The practical takeaway is clear: we cannot expect future generations to maintain a tradition based on duty alone. We must find ways to show how the practice itself is a support, not a burden.

How does the mindfulness learned at the altar help with a stressful workday? How does the practice of letting go at a festival help with the anxieties of modern life?

If the Dharma isn't presented as a tool for navigating daily challenges, it will continue to be seen as just another item on an already overflowing to-do list.


2. The Loss of Meaning Through Poor Knowledge Transfer

This leads directly to the second, and perhaps most crucial, reason for the decline: the older generation's focus on transmitting rituals without conveying their underlying meaning. The study shows that people are not necessarily opposed to the ideas of Buddhism.

In fact, Masami Sato, a TV reporter in Tokyo who was raised with a negative view of religion, finds himself intrigued by the concept of rebirth. Others, like Jeongnam Oh, still lean on Buddhist beliefs for comfort, even if they no longer identify as Buddhist.

This suggests a deep hunger for meaning that the rituals alone are no longer satisfying. If the act of offering incense at a butsudan is passed down as a mere custom for ancestors, its power is limited.

But if it is also taught as a living practice of recollection - a moment to contemplate impermanence, to cultivate gratitude, to generate loving kindness for those who came before - it becomes a vital spiritual exercise.

The blame, if it can be assigned, lies not with the younger generation for being disinterested, but with the transmission for being incomplete. They received the form, but not the life within it.

This is our responsibility as Buddhists. We must be more than just ritual specialists; we must be teachers of meaning. Every ritual, every precept, every story carries the profound teachings of the Buddha - on mindfulness (sati), on wise effort (sammā vāyāma), on understanding change (anicca). Our task is to unwrap these gifts.


3. Keeping the Dharma's Light Burning Bright

The third point is a direct challenge to us: it is imperative to ensure proper knowledge transfer is carried out effectively. The Pew study shows what happens when it is not.

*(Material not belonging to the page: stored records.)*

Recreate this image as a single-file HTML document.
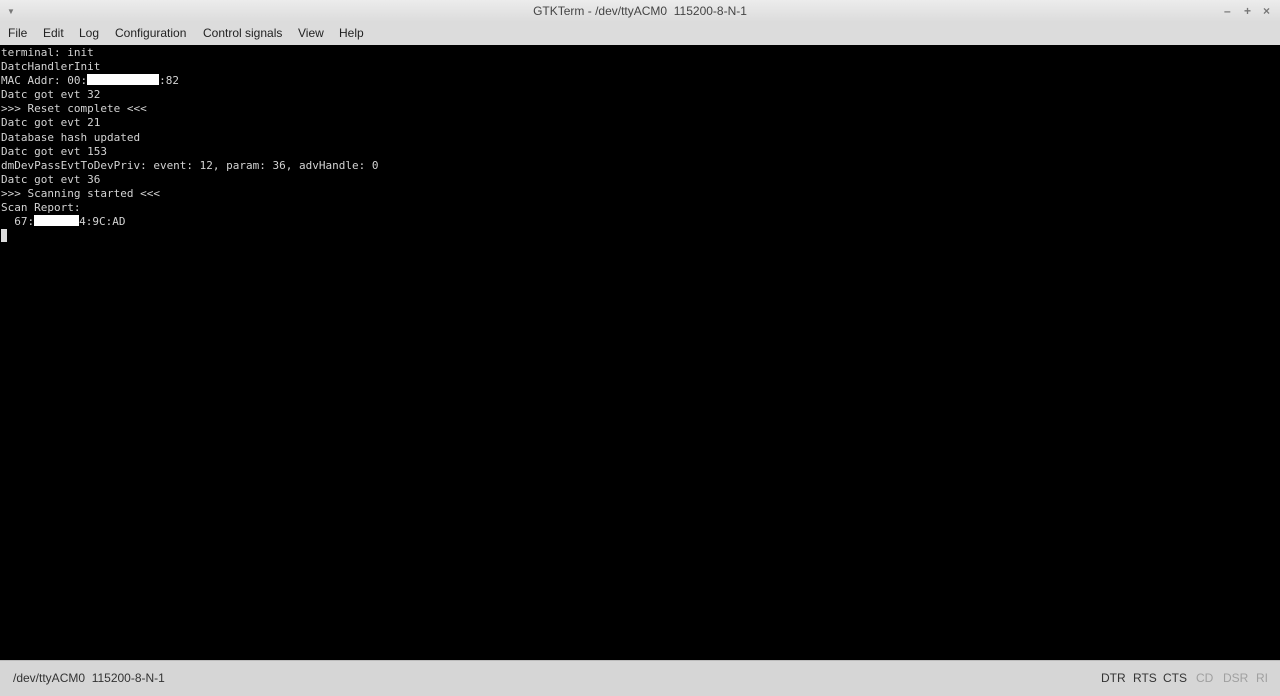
<!DOCTYPE html>
<html><head><style>
body{margin:0;width:1280px;height:695px;overflow:hidden;font-family:"Liberation Sans","DejaVu Sans",sans-serif;background:#000}
#title{position:absolute;top:0;left:0;width:1280px;height:22px;background:linear-gradient(#ececec,#dcdcdc);font-size:12px;color:#444;text-align:center;line-height:23px}
#menu{position:absolute;top:22px;left:0;width:1280px;height:23px;background:#dcdcdc;font-size:12px;color:#222}
#menu span{position:absolute;top:4px}
#term{position:absolute;top:46px;left:1px;font-family:"DejaVu Sans Mono",monospace;font-size:11px;line-height:14.1px;color:#d3d3d3;white-space:pre}
.w{background:#fff;display:inline-block;height:11px;vertical-align:-1px}
#status{position:absolute;top:660px;left:0;width:1280px;height:35px;background:#d6d6d6;border-top:1px solid #bbb;font-size:12px;color:#333}
#status span{position:absolute;top:10px}
.g{color:#a0a0a0}
</style></head><body>
<div id="title">GTKTerm - /dev/ttyACM0&nbsp; 115200-8-N-1
<span style="position:absolute;left:7px;top:0;font-size:8px;color:#777">▼</span>
<span style="position:absolute;left:1224px;top:0;color:#777;font-weight:bold">–</span>
<span style="position:absolute;left:1244px;top:0;color:#777;font-weight:bold">+</span>
<span style="position:absolute;left:1263px;top:0;color:#777;font-weight:bold">×</span></div>
<div id="menu"><span style="left:8px">File</span><span style="left:43px">Edit</span><span style="left:79px">Log</span><span style="left:115px">Configuration</span><span style="left:203px">Control signals</span><span style="left:298px">View</span><span style="left:339px">Help</span></div>
<div id="term">terminal: init
DatcHandlerInit
MAC Addr: 00:<span class="w" style="width:72px"></span>:82
Datc got evt 32
&gt;&gt;&gt; Reset complete &lt;&lt;&lt;
Datc got evt 21
Database hash updated
Datc got evt 153
dmDevPassEvtToDevPriv: event: 12, param: 36, advHandle: 0
Datc got evt 36
&gt;&gt;&gt; Scanning started &lt;&lt;&lt;
Scan Report:
  67:<span class="w" style="width:45px"></span>4:9C:AD
<span style="background:#ddd;display:inline-block;width:6px;height:13px;vertical-align:-2px"></span></div>
<div id="status"><span style="left:13px">/dev/ttyACM0&nbsp; 115200-8-N-1</span>
<span style="left:1101px">DTR</span><span style="left:1133px">RTS</span><span style="left:1163px">CTS</span><span class="g" style="left:1196px">CD</span><span class="g" style="left:1223px">DSR</span><span class="g" style="left:1256px">RI</span></div>
</body></html>
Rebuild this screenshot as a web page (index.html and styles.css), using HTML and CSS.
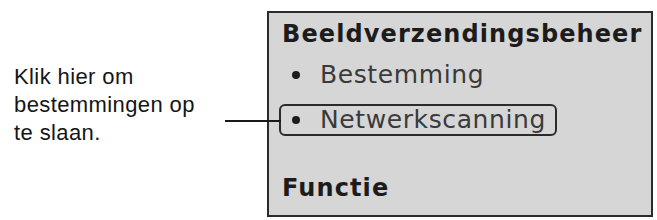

People drift into the "religiously unaffiliated" category, their cultural connection to Buddhism intact but their active engagement gone. They may still feel an affinity for Buddhist ways, but without a clear understanding of the path, that affinity has nowhere to go.

The reasons for ineffective transfer are also hinted at in the interviews: smaller, more scattered families break the traditional lineage of teaching. Negative associations, like the violent acts of the Aum Shinrikyo group in Japan, can taint the perception of all religion, including Buddhism. And in some cases, the blending of Buddhism with local shamanistic practices can lead to it being dismissed as mere superstition, as seen in Rogeon Hong's comments about his father's amulets in Seoul.

This is precisely why Buddhist education are so vital. We need to be effective communicators of the Dharma for a new era. Our knowledge transfer skills need to be relooked and re-evaluated. But basically, we need to learn to:

• Translate the ancient wisdom into the language and concerns of modern life.
• Connect the ritual to the reality, showing how the altar, the temple, and the precepts are not just cultural artifacts but mirrors for the mind and tools for liberation.
• Address misconceptions with clarity and kindness, distinguishing the core teachings from cultural accretions.

The decline documented by Pew Research is not inevitable. It is a clear signal that the way we have been transmitting the Dharma needs to evolve.

It now falls to us, the Buddhists of today and tomorrow, to ensure the Buddha's wisdom is not merely preserved, but truly understood and carried forward by those who come after us.

We must rekindle the flame by ensuring that the knowledge we pass on is not just a set of duties, but a living, breathing path to freedom - as relevant in a bustling 21st-century city as it was in the forests of ancient India.